Il male cronico che ha condannato una classe politica alla mediocrità e l’Italia alla conservazione e all’immobilismo, più del vuoto cosmico di visione, più del rifiuto di guardare oltre il proprio naso e di opporsi ad un presentismo che ha fatto da concime al populismo, più della sondaggite e della paura di sognare, è riconducibile ad una faccenda molto banale.
Ad un certo punto, nel momento esatto di una crisi della politica senza precedenti, una certa modalità del linguaggio ha infettato buona parte della classe dirigente e la risposta degli anticorpi non è stata in grado di fare quel mestiere che in genere fa. Né un vaccino pare sia stato ancora trovato.
Il virus ha avuto vita facile e si è passati, nel giro di una quarantena, da una politica del dover e del poter fare, alla politica del “vorrei ma non posso” che, d’ora in poi, per convenzione chiameremo: “attenti a non fare un regalo ai populisti”.
Un esempio così ci capiamo: lo Ius Culturae. Se n’è parlato tanto, si tratta di un principio così banale, di banale e minima civiltà, che purtroppo in Italia ha dovuto far i conti con quella classe politica infettata dal “vorrei ma non posso” e che ha prontamente risposto a un principio di civiltà con la solita tiritera “attenti a non fare un regalo ai populisti”.
Cosicché, giorno dopo giorno, ogni idea coraggiosa, scelta politica giusta, ha dovuto sottoporsi alla domanda delle domande, ad una sorta di test psico-attitudinale, alla prova decisiva dell’opinione pubblica al vaglio del comitato centrale preposto a valutare se quell’idea avesse potuto fare un favore ai populisti o no. Un vero e proprio tampone a quelle nuove idee che avrebbero potuto cambiare l’Italia.
Il virus di strada ne ha fatta tanta ma non sempre ha centrato l’obiettivo. Proprio in questi giorni ricorre il novantesimo compleanno di Marco Pannella. Quel “vorrei ma non posso” non lo ha mai sfiorato, il virus si è tenuto alla larga da lui. E oggi le sue battaglie sui diritti civili, su una giustizia giusta sono quel vaccino che c’è e che nessuno sperimenta nonostante abbia consentito grandi cambiamenti, grandi conquiste sociali. Ma siamo a oggi.
Ed è proprio di oggi la notizia dell’ennesimo contagio. Positivo al “vorrei ma non posso” è risultato tal Carlo Sibilia, sottosegretario M5S agli Interni del Conte Due.
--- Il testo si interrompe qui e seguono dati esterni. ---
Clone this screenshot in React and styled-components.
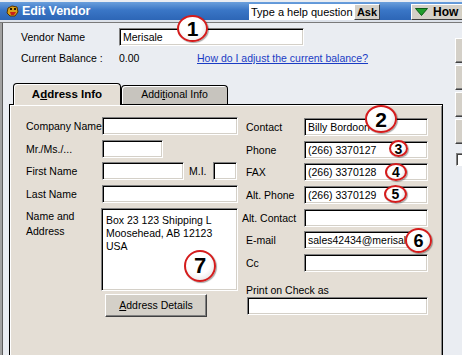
import React from 'react'
import styled, { createGlobalStyle } from 'styled-components'

const GlobalStyle = createGlobalStyle`
html, body {
  margin: 0;
  padding: 0;
  overflow: hidden;
}
body {
  font-family: "Liberation Sans", Arial, sans-serif;
  font-size: 10.5px;
  color: #000;
}
`

const AppIcon = () => (
    <svg width="13" height="12" viewBox="0 0 13 12">
        <path d="M2 3 L6 1 L11 2 L12 7 L9 11 L4 11 L1 8 Z" fill="#d9a21b" stroke="#5a3200" strokeWidth="1" />
        <rect x="4" y="3" width="2" height="2" fill="#2a1a00" />
        <rect x="8" y="3" width="2" height="2" fill="#2a1a00" />
        <path d="M4 7 L10 7 L8 10 L5 10 Z" fill="#c8201a" />
    </svg>
)

const GreenArrow = () => (
    <ArrowSvg width="13" height="8" viewBox="0 0 13 8">
        <polygon points="0.5,0.5 12.5,0.5 6.5,7.5" fill="#1f9d2c" stroke="#0d5c16" strokeWidth="1" />
    </ArrowSvg>
)

const Vendor = () => {
    return (
        <Window>
            <GlobalStyle />
            <TitleBar>
                <AppIcon />
                <TitleText>Edit Vendor</TitleText>
                <HelpBox>Type a help question</HelpBox>
                <AskButton>Ask</AskButton>
                <HowButton>
                    <GreenArrow />
                    <span>How Do I</span>
                </HowButton>
            </TitleBar>
            <Rule />
            <Body>
                <Frame />
                <Main>
                    <HeaderRow>
                        <HeaderLabel>Vendor Name</HeaderLabel>
                        <Field $w={185} defaultValue="Merisale" readOnly />
                    </HeaderRow>
                    <BalanceRow>
                        <HeaderLabel>Current Balance :</HeaderLabel>
                        <Balance>0.00</Balance>
                        <HelpLink href="#">How do I adjust the current balance?</HelpLink>
                    </BalanceRow>
                    <Tabs>
                        <Tab $active>A<u>d</u>dress Info</Tab>
                        <Tab>Addi<u>t</u>ional Info</Tab>
                    </Tabs>
                    <Panel>
                        <LeftGrid>
                            <Label>Company Name</Label>
                            <Field $w={136} readOnly />
                            <Label>Mr./Ms./...</Label>
                            <Field $w={61} readOnly />
                            <Label>First Name</Label>
                            <Inline>
                                <Field $w={82} readOnly />
                                <MiLabel>M.I.</MiLabel>
                                <Field $w={24} readOnly />
                            </Inline>
                            <Label>Last Name</Label>
                            <Field $w={136} readOnly />
                            <TopLabel>Name and<br />Address</TopLabel>
                            <AddressBox>{'Box 23 123 Shipping L\nMoosehead, AB 12123\nUSA'}</AddressBox>
                            <span />
                            <Button><u>A</u>ddress Details</Button>
                        </LeftGrid>
                        <RightCol>
                            <RightGrid>
                                <Label>Contact</Label>
                                <Field $w={124} defaultValue="Billy Bordoon" readOnly />
                                <Label>Phone</Label>
                                <Field $w={124} defaultValue="(266) 3370127" readOnly />
                                <Label>FAX</Label>
                                <Field $w={124} defaultValue="(266) 3370128" readOnly />
                                <Label>Alt. Phone</Label>
                                <Field $w={124} defaultValue="(266) 3370129" readOnly />
                                <Label $shift={-4}>Alt. Contact</Label>
                                <Field $w={124} readOnly />
                                <Label>E-mail</Label>
                                <Field $w={124} defaultValue="sales42434@merisale.com" readOnly />
                                <Label>Cc</Label>
                                <Field $w={124} readOnly />
                            </RightGrid>
                            <PrintLabel>Print on Check as</PrintLabel>
                            <PrintField $w={181} readOnly />
                        </RightCol>
                    </Panel>
                </Main>
                <Side>
                    <SideButton />
                    <SideButton />
                    <SideButton />
                    <SideButton />
                    <SideCheck />
                </Side>
            </Body>

            <Balloon $x={177} $y={15} $w={31} $h={27} $fs={21}>1</Balloon>
            <Balloon $x={365} $y={105} $w={32} $h={28} $fs={21}>2</Balloon>
            <Balloon $x={389} $y={140} $w={19} $h={17} $fs={14}>3</Balloon>
            <Balloon $x={385} $y={163} $w={22} $h={18} $fs={14}>4</Balloon>
            <Balloon $x={384} $y={185} $w={23} $h={18} $fs={14}>5</Balloon>
            <Balloon $x={405} $y={228} $w={27} $h={25} $fs={18}>6</Balloon>
            <Balloon $x={184} $y={250} $w={32} $h={32} $fs={22}>7</Balloon>
        </Window>
    )
}

const Window = styled.div`
position: relative;
width: 462px;
height: 355px;
overflow: hidden;
background-color: #eaedf2;
display: flex;
flex-direction: column;
`
const TitleBar = styled.div`
margin-top: 2px;
height: 18px;
flex-shrink: 0;
display: flex;
align-items: center;
padding-left: 6px;
background: linear-gradient(to bottom, #6a9fdc 0%, #3a76c6 45%, #2d66b6 100%);
border-bottom: 2px solid #dde2ea;
overflow: hidden;
`
const TitleText = styled.span`
margin-left: 3px;
color: #fff;
font-weight: bold;
font-size: 12.5px;
letter-spacing: -0.1px;
`
const HelpBox = styled.div`
margin-left: auto;
align-self: flex-end;
width: 105px;
height: 16px;
flex-shrink: 0;
box-sizing: border-box;
padding-left: 2px;
background: #fff;
font-size: 11px;
line-height: 16px;
white-space: nowrap;
overflow: hidden;
`
const AskButton = styled.div`
align-self: flex-end;
width: 26px;
height: 16px;
flex-shrink: 0;
box-sizing: border-box;
background: #d4d0c8;
border: 1px solid;
border-color: #fff #404040 #404040 #fff;
font-weight: bold;
font-size: 11px;
line-height: 14px;
text-align: center;
`
const HowButton = styled.div`
align-self: flex-end;
margin-left: 31px;
width: 51px;
height: 16px;
flex-shrink: 0;
box-sizing: border-box;
background: #d4d0c8;
border: 1px solid;
border-color: #fff #404040 #404040 #fff;
border-right: none;
display: flex;
align-items: center;
gap: 5px;
padding-left: 3px;
font-weight: bold;
font-size: 12px;
white-space: nowrap;
`
const ArrowSvg = styled.svg`
flex-shrink: 0;
`
const Rule = styled.div`
height: 1px;
flex-shrink: 0;
background: #7a7a7a;
`
const Body = styled.div`
flex: 1;
min-height: 0;
display: flex;
`
const Frame = styled.div`
width: 3px;
flex-shrink: 0;
background: linear-gradient(to right, #a2a2a2 0, #a2a2a2 2px, #5c5c5c 2px);
`
const Main = styled.div`
width: 452px;
flex-shrink: 0;
display: flex;
flex-direction: column;
`
const HeaderRow = styled.div`
margin-top: 5px;
padding-left: 18px;
height: 18px;
display: flex;
align-items: center;
`
const BalanceRow = styled.div`
margin-top: 5px;
padding-left: 18px;
height: 14px;
display: flex;
align-items: center;
`
const HeaderLabel = styled.span`
width: 98px;
flex-shrink: 0;
white-space: nowrap;
`
const Balance = styled.span`
width: 78px;
flex-shrink: 0;
`
const HelpLink = styled.a`
color: #1a3cc4;
text-decoration: underline;
white-space: nowrap;
`
const Tabs = styled.div`
margin-top: 18px;
height: 21px;
padding-left: 10px;
display: flex;
align-items: flex-end;
`
const Tab = styled.div`
position: relative;
z-index: ${({ $active }) => ($active ? 1 : 0)};
box-sizing: border-box;
width: ${({ $active }) => ($active ? 108 : 107)}px;
height: ${({ $active }) => ($active ? 22 : 19)}px;
margin-bottom: ${({ $active }) => ($active ? -1 : 0)}px;
background: ${({ $active }) => ($active ? '#e4ded5' : '#c7c4be')};
border: 1px solid #000;
border-bottom: none;
border-radius: 4px 4px 0 0;
box-shadow: inset 1px 1px 0 #fff;
font-weight: ${({ $active }) => ($active ? 'bold' : 'normal')};
font-size: ${({ $active }) => ($active ? 11.5 : 10.5)}px;
line-height: ${({ $active }) => ($active ? 20 : 16)}px;
text-align: center;
white-space: nowrap;
`
const Panel = styled.div`
margin-left: 6px;
width: 434px;
flex: 1;
box-sizing: border-box;
background: #e4ded5;
border: 1px solid #000;
border-bottom: none;
box-shadow: inset 1px 1px 0 #fff, inset -1px 0 0 #8a8a8a;
padding: 12px 0 0 16px;
display: flex;
gap: 8px;
`
const LeftGrid = styled.div`
display: grid;
grid-template-columns: 76px 136px;
grid-template-rows: 18px 18px 18px 18px 83px 23px;
row-gap: 4.7px;
align-content: start;
& > button {
  margin-top: -1.7px;
  margin-left: 3px;
}
`
const RightCol = styled.div`
margin-top: 1px;
display: flex;
flex-direction: column;
`
const RightGrid = styled.div`
display: grid;
grid-template-columns: 58px 124px;
grid-auto-rows: 18px;
row-gap: 4.7px;
`
const Label = styled.span`
display: flex;
align-items: center;
white-space: nowrap;
margin-left: ${({ $shift }) => $shift || 0}px;
`
const TopLabel = styled.span`
padding-top: 1px;
line-height: 15px;
`
const MiLabel = styled.span`
width: 24px;
margin-left: 5px;
flex-shrink: 0;
`
const Inline = styled.div`
display: flex;
align-items: center;
`
const Field = styled.input`
width: ${({ $w }) => $w}px;
height: 18px;
box-sizing: border-box;
margin: 0;
padding: 0 3px;
background: #fff;
border: 1px solid;
border-color: #808080 #fff #fff #808080;
box-shadow: inset 1px 1px 0 #000, inset -1px -1px 0 #d4d0c8;
font-family: inherit;
font-size: 10.5px;
color: #000;
outline: none;
`
const PrintLabel = styled.span`
margin-top: 11px;
line-height: 14px;
white-space: nowrap;
`
const PrintField = styled(Field)`
margin-left: 1px;
`
const AddressBox = styled.div`
margin-left: -1px;
width: 137px;
box-sizing: border-box;
padding: 5px 3px 0 4px;
background: #fff;
border: 1px solid;
border-color: #808080 #fff #fff #808080;
box-shadow: inset 1px 1px 0 #000, inset -1px -1px 0 #d4d0c8;
line-height: 13px;
white-space: pre;
overflow: hidden;
`
const Button = styled.button`
width: 102px;
height: 23px;
box-sizing: border-box;
padding: 0;
background: #d4d0c8;
border: 1px solid;
border-color: #fff #404040 #404040 #fff;
box-shadow: inset -1px -1px 0 #808080;
font-family: inherit;
font-size: 10.5px;
color: #000;
`
const Side = styled.div`
margin-top: 15px;
width: 40px;
flex-shrink: 0;
display: flex;
flex-direction: column;
gap: 2px;
`
const SideButton = styled.div`
height: 25px;
box-sizing: border-box;
background: #d4d0c8;
border: 1px solid;
border-color: #fff #404040 #404040 #fff;
box-shadow: inset -1px -1px 0 #808080;
`
const SideCheck = styled.div`
margin-top: 7px;
margin-left: 1px;
width: 13px;
height: 13px;
box-sizing: border-box;
background: #fff;
border: 1px solid;
border-color: #808080 #fff #fff #808080;
box-shadow: inset 1px 1px 0 #404040;
`
const Balloon = styled.div`
position: absolute;
left: ${({ $x }) => $x}px;
top: ${({ $y }) => $y}px;
width: ${({ $w }) => $w}px;
height: ${({ $h }) => $h}px;
box-sizing: border-box;
border-radius: 50%;
border: 2px solid #d41c1c;
background: radial-gradient(circle at 45% 40%, #ffffff 50%, #d8d8d8 100%);
box-shadow: 1px 1px 1px rgba(0, 0, 0, 0.35);
display: flex;
align-items: center;
justify-content: center;
font-family: "Liberation Sans", Arial, sans-serif;
font-weight: bold;
font-size: ${({ $fs }) => $fs}px;
line-height: 1;
color: #000;
`

export default Vendor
Ha detto: “Lo voglio dire in maniera chiara, chi propone una sanatoria oggi fa un favore a Salvini”, commentando così la proposta del ministro per le politiche agricole, Teresa Bellanova, di regolarizzare i lavoratori migranti nel settore agricolo.
Ecco, ci risiamo. Torniamo sempre alla solita tiritera del «non facciamo un favore ai populisti» che è stato ed è l’errore più ricorrente e più drammatico della politica riformista degli ultimi tempi, la migliore spalla del populismo.
E allora, mi piacerebbe spiegare a Sibilia che è proprio questa strategia che fa vincere la linea dei populisti: insomma, per non far vincere Salvini, si fa vincere Salvini. Una follia. È successo e continua a succedere con la gente disperata in mare, con gli schiavi a raccogliere pomodori, con lo Ius Soli. Sono tutte vittime dei populisti, di chi li rincorre e di chi dice “non facciamo un regalo” a tizio o a caio.
Spero che la proposta di Teresa Bellanova diventi legge. Sarebbe la risposta più efficace al virus e a chi come Sibilia, proprio per non favore un favore a Salvini, glielo sta facendo. Perché per inseguire i populisti, o peggio, per paura di perdere i voti, non fa una cosa giusta. Non fa politica, quella con la P maiuscola, quella che non guarda i sondaggi ma volge lo sguardo ai diritti e al lavoro.
Quella di Teresa Bellanova è la politica, quella che ha coraggio, che è distante anni luce dal populismo e dalle paure. È il solo vaccino al “vorrei ma non posso”. E deve essere subito sperimentato per uscire dalla pandemia populista.